PALM DESERT – To some consumers it’s simple: the more you spend, the more there is to complain about.

“The higher the prices you pay, the more you should expect,” consumer Eric Shute points out.

However, that’s easier said than done. Some say getting what you pay for is a novelty these days.

“People don’t understand their job is to provide valuable customer service,” says Shute.

Even a French tourist had a few grips when comparing the United States to Europe.

“In America, you have a lot of services, but everything cost like WiFi,” said visitor Raphael Veil. “You have to pay for everything separately.”

According to the newly released Top Ten Consumer Complaint List for 2008, consumers were less satisfied last year than the year before. In fact, of the 32 consumer agencies surveyed, 62 percent reported an increase in complaints. Some say the poor economy is partly to blame.

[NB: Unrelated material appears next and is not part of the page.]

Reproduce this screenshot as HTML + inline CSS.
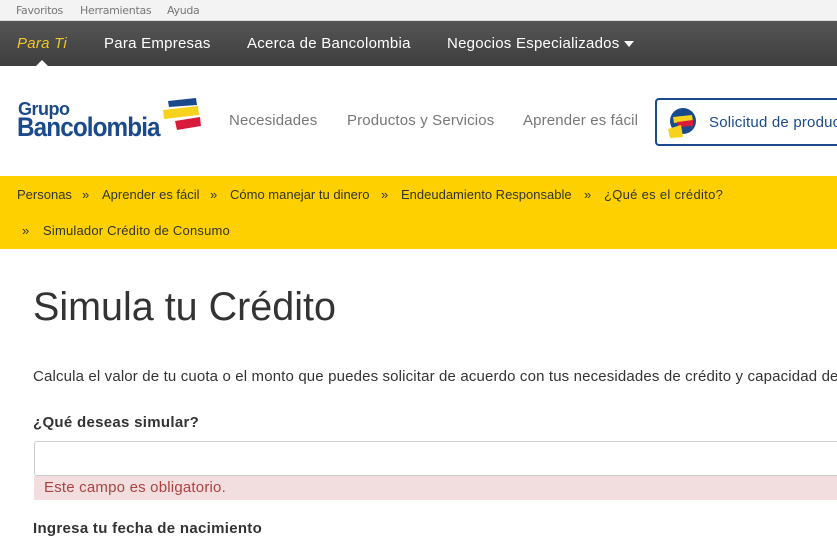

“The top fastest growing complaint was about aggressive debt collection tactics and the most frequently cited was about mortgage-related problems, especially mortgage foreclosure rescue scams,” Susan Grant withConsumer Federation of America said.

The top two on the list of complaints were misleading ads or sales of new and used cars and faulty home improvement or construction jobs. In all, agencies tackled more than a million complaints last year. They managed to obtain nearly $250 million in restitution or savings for the consumer. This proves that sometimes it pays to complain.

“It does work. State and local consumer protection agencies can’t promise to resolve everyone’s complaints. No one can. But they certainly will try to help you,” says Grant.

Consumers weren’t the only ones hit hard by the economy last year. Nearly half of the agencies surveyed said the tough times forced them to cut resources, which of course affects their ability to help customers.